_SET PROBLEM_:
Write out each line in which the string "styles" is present.

_DATASET CONTENT_:
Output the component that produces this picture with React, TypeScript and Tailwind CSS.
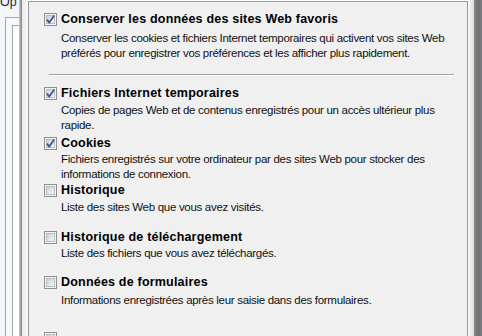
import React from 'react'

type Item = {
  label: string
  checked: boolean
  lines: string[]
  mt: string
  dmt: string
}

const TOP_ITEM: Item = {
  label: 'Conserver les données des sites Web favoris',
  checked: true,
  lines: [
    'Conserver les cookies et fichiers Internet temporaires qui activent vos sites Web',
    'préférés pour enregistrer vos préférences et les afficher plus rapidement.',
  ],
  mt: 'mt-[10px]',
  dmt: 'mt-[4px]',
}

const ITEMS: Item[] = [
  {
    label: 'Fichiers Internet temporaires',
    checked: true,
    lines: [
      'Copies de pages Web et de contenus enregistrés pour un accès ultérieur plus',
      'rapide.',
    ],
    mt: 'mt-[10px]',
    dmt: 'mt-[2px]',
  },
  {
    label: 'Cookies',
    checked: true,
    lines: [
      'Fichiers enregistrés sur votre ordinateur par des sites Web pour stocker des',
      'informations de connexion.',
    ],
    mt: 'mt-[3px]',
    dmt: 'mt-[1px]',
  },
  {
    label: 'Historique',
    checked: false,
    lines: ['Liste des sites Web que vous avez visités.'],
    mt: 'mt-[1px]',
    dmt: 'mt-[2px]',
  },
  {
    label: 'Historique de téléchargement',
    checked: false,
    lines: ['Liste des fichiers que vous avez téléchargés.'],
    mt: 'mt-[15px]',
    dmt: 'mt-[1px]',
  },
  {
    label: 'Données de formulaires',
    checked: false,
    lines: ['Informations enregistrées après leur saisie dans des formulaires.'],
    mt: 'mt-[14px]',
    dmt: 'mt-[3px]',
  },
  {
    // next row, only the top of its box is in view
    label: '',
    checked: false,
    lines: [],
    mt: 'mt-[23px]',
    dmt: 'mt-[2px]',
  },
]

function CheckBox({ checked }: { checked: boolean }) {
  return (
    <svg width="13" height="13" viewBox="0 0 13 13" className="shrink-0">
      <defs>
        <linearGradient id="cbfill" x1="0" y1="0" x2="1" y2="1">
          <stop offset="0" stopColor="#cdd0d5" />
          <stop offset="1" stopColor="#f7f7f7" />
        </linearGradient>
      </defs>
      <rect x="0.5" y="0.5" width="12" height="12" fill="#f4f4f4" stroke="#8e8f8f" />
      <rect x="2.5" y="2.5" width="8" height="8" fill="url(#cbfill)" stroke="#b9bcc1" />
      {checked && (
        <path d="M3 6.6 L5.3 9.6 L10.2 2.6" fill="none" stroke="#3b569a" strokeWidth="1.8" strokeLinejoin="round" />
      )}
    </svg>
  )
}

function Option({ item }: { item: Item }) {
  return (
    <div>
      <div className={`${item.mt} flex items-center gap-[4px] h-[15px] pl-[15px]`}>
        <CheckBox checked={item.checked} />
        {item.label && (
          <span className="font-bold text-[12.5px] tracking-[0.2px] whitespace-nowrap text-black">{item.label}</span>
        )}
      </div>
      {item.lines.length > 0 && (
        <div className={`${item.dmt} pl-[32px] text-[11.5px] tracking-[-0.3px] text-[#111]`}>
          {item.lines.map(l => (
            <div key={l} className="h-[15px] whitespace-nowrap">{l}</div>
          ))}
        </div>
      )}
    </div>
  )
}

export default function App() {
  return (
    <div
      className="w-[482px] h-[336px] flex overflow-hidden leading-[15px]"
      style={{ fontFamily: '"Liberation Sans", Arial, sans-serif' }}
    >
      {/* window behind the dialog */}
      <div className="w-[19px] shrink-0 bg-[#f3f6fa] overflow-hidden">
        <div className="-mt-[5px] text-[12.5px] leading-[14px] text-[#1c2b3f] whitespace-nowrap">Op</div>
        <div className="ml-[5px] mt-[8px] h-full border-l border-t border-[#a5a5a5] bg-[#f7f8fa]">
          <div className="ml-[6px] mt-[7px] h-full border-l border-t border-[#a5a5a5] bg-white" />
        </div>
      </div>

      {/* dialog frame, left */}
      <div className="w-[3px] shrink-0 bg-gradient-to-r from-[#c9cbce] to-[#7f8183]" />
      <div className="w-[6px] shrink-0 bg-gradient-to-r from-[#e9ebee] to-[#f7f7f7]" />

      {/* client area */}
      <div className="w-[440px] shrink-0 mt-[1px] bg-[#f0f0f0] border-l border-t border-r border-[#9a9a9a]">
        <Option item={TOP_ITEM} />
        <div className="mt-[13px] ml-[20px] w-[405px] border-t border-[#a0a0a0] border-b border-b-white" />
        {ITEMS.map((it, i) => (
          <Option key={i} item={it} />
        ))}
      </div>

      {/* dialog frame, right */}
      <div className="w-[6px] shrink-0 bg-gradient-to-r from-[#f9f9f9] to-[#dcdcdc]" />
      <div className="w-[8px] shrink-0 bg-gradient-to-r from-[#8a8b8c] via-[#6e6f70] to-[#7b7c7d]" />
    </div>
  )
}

---

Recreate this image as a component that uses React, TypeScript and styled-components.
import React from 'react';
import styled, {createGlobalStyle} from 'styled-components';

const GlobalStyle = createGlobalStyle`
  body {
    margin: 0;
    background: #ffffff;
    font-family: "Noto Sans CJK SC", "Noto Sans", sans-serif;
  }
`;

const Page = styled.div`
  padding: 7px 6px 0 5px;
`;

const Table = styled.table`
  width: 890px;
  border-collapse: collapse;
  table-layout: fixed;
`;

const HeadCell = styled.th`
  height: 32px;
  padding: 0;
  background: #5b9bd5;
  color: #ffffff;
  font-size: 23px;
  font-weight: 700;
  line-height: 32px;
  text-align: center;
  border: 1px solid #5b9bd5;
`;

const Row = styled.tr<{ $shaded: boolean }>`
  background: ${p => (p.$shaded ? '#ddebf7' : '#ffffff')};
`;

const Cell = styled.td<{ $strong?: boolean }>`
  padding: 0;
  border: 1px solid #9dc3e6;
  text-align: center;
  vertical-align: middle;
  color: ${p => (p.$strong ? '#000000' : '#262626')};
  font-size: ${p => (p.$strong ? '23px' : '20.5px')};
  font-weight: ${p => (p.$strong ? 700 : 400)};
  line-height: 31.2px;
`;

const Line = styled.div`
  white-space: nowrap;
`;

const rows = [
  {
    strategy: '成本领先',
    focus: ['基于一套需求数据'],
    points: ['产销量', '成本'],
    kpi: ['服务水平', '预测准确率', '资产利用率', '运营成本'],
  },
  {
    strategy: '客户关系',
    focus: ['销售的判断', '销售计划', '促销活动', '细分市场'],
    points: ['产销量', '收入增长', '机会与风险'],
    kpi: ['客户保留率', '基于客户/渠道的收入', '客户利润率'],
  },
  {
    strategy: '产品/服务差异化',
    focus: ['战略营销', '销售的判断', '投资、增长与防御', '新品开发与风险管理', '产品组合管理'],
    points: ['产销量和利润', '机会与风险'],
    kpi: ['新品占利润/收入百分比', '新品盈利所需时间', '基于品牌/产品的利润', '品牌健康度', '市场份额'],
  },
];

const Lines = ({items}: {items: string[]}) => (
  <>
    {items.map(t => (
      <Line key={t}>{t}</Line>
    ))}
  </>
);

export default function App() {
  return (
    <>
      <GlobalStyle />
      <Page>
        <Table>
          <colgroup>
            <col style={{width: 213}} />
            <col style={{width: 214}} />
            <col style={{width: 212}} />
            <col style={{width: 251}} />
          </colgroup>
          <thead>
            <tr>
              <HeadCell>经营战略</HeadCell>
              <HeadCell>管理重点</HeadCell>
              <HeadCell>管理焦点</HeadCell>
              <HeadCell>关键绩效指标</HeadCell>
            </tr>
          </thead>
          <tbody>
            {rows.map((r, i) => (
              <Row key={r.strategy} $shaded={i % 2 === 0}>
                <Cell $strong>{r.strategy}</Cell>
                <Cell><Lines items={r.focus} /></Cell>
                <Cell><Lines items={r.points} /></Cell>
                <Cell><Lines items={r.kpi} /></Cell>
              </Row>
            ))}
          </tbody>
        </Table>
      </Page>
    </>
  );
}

...

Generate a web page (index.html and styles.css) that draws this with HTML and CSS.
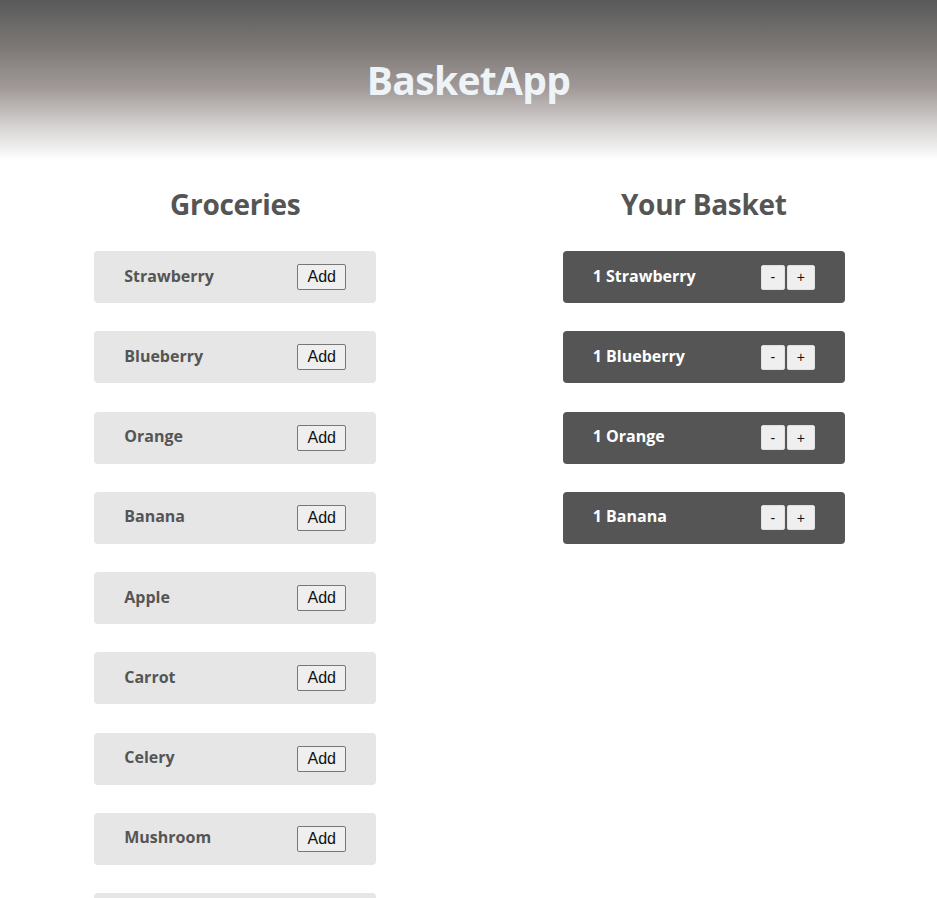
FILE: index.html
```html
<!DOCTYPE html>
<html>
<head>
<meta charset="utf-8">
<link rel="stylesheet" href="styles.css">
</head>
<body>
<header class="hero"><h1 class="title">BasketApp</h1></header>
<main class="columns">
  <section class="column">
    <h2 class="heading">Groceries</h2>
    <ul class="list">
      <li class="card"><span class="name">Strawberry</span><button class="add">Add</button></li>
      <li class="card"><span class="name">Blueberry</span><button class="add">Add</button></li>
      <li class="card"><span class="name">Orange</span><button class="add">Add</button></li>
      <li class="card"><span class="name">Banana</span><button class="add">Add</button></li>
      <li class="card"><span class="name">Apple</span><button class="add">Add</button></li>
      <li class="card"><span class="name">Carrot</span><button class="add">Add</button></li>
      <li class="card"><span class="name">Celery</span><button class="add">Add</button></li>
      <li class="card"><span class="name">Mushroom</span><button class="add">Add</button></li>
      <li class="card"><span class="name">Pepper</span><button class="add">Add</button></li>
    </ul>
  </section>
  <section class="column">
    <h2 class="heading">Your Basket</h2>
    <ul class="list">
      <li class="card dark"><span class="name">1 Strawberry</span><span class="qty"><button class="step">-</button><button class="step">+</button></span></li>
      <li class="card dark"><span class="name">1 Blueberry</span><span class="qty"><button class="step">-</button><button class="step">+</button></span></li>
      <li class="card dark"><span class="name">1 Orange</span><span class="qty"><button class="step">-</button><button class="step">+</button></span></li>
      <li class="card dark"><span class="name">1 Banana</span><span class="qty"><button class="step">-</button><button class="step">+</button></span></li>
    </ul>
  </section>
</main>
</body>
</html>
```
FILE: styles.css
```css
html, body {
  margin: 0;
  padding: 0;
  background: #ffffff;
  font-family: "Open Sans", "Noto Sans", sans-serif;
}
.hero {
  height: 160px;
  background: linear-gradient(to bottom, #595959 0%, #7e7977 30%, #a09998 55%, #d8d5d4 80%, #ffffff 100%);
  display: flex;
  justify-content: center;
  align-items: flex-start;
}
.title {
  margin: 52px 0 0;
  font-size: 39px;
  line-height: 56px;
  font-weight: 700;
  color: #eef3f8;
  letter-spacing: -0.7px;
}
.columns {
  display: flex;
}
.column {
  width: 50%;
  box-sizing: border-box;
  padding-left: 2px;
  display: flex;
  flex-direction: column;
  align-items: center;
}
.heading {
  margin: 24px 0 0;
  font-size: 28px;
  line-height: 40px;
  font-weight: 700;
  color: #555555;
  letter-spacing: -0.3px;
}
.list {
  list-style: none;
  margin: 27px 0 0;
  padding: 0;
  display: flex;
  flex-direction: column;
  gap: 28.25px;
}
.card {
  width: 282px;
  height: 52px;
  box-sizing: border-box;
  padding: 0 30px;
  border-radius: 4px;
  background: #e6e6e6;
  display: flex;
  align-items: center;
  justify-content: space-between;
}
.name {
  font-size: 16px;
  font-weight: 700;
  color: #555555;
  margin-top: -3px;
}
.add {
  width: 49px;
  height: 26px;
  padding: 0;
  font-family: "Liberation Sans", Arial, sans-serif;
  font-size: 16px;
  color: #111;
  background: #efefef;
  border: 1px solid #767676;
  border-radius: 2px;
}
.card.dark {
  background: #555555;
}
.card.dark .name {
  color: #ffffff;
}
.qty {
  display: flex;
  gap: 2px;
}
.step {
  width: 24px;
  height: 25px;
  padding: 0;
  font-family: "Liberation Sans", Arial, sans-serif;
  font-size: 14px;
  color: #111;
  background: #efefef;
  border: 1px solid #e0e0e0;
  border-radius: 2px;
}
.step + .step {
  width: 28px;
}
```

_PROBLEM SOLUTION_:
Generate a web page (index.html and styles.css) that draws this with HTML and CSS.
<link rel="stylesheet" href="styles.css">
FILE: styles.css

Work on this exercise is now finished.